[start]
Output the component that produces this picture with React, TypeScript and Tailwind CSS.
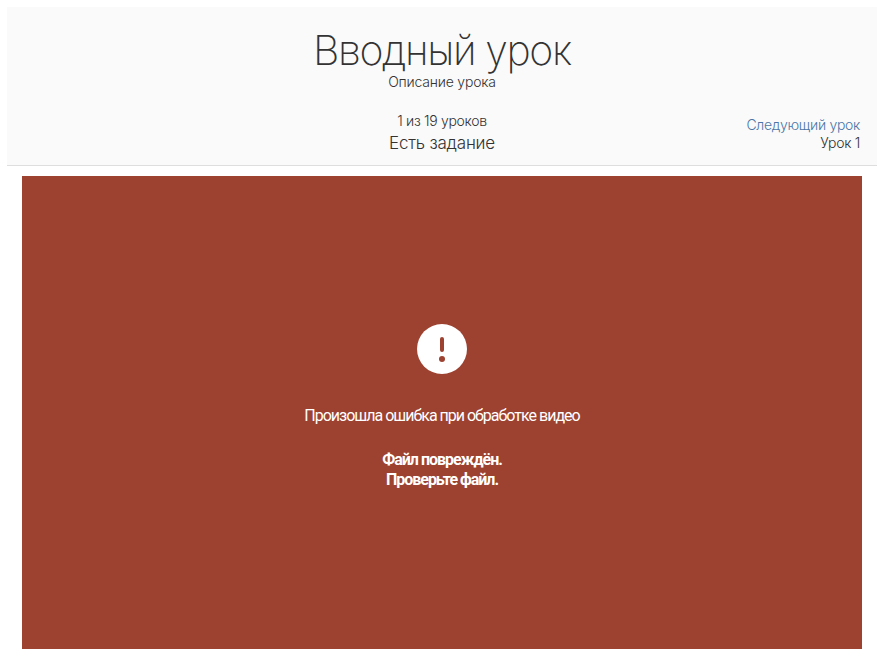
import React from 'react';

const App: React.FC = () => {
  return (
    <div className="min-h-[670px] bg-white p-[7px] pb-0 font-['Inter',sans-serif]">
      <header className="h-[159px] bg-[#fafafa] border-b border-[#dedede] flex flex-col items-center pt-[19px] text-[#333333]">
        <h1 className="text-[41px] leading-[48px] font-extralight tracking-[-1.4px]">Вводный урок</h1>
        <p className="text-sm leading-[16px] font-light tracking-[-0.2px]">Описание урока</p>
        <div className="w-full grid grid-cols-3 mt-[21px] px-[17px]">
          <div />
          <div className="text-center">
            <p className="text-sm leading-5 font-light tracking-[-0.3px]">1 из 19 уроков</p>
            <p className="text-[17px] leading-6 font-light tracking-[-0.2px]">Есть задание</p>
          </div>
          <div className="text-right text-sm leading-[18px] font-light tracking-[-0.3px] pt-[5px]">
            <a className="block text-[#4a76a8]">Следующий урок</a>
            <span className="block">Урок 1</span>
          </div>
        </div>
      </header>
      <main className="mx-[15px] mt-[10px] h-[473px] bg-[#9d4230] flex flex-col items-center pt-[148px] text-white font-['Roboto',sans-serif]">
        <div className="w-[50px] h-[50px] rounded-full bg-white flex flex-col items-center justify-center gap-[4px]">
          <div className="w-[4px] h-[15px] rounded-full bg-[#9d4230]" />
          <div className="w-[6px] h-[6px] rounded-full bg-[#9d4230]" />
        </div>
        <p className="mt-[32px] text-base leading-5 font-normal tracking-[-1px]">Произошла ошибка при обработке видео</p>
        <p className="mt-[24px] text-base leading-[20px] font-bold tracking-[-1px] text-center">
          Файл повреждён.
          <br />
          Проверьте файл.
        </p>
      </main>
    </div>
  );
};

export default App;
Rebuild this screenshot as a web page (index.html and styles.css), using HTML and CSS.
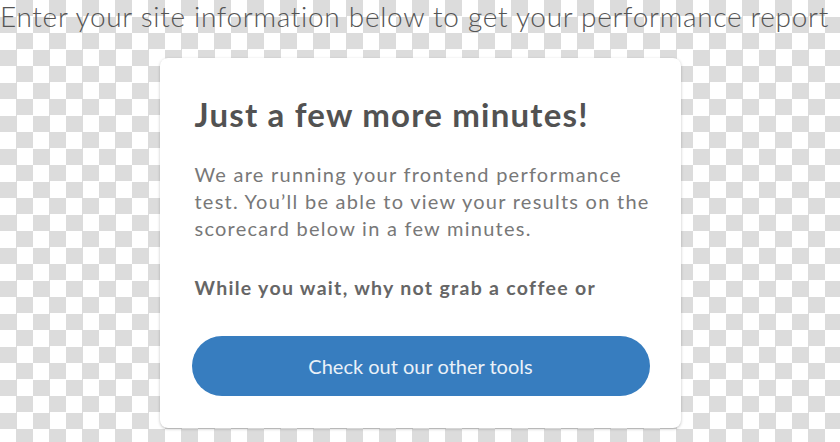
[end]
## WRITTEN INSTRUCTION
Go back to the records above and write them out exactly, without the pictures.

## TASK ANSWER
Output the component that produces this picture with React, TypeScript and Tailwind CSS.
import React from 'react';

const App: React.FC = () => {
  return (
    <div className="min-h-[670px] bg-white p-[7px] pb-0 font-['Inter',sans-serif]">
      <header className="h-[159px] bg-[#fafafa] border-b border-[#dedede] flex flex-col items-center pt-[19px] text-[#333333]">
        <h1 className="text-[41px] leading-[48px] font-extralight tracking-[-1.4px]">Вводный урок</h1>
        <p className="text-sm leading-[16px] font-light tracking-[-0.2px]">Описание урока</p>
        <div className="w-full grid grid-cols-3 mt-[21px] px-[17px]">
          <div />
          <div className="text-center">
            <p className="text-sm leading-5 font-light tracking-[-0.3px]">1 из 19 уроков</p>
            <p className="text-[17px] leading-6 font-light tracking-[-0.2px]">Есть задание</p>
          </div>
          <div className="text-right text-sm leading-[18px] font-light tracking-[-0.3px] pt-[5px]">
            <a className="block text-[#4a76a8]">Следующий урок</a>
            <span className="block">Урок 1</span>
          </div>
        </div>
      </header>
      <main className="mx-[15px] mt-[10px] h-[473px] bg-[#9d4230] flex flex-col items-center pt-[148px] text-white font-['Roboto',sans-serif]">
        <div className="w-[50px] h-[50px] rounded-full bg-white flex flex-col items-center justify-center gap-[4px]">
          <div className="w-[4px] h-[15px] rounded-full bg-[#9d4230]" />
          <div className="w-[6px] h-[6px] rounded-full bg-[#9d4230]" />
        </div>
        <p className="mt-[32px] text-base leading-5 font-normal tracking-[-1px]">Произошла ошибка при обработке видео</p>
        <p className="mt-[24px] text-base leading-[20px] font-bold tracking-[-1px] text-center">
          Файл повреждён.
          <br />
          Проверьте файл.
        </p>
      </main>
    </div>
  );
};

export default App;
Rebuild this screenshot as a web page (index.html and styles.css), using HTML and CSS.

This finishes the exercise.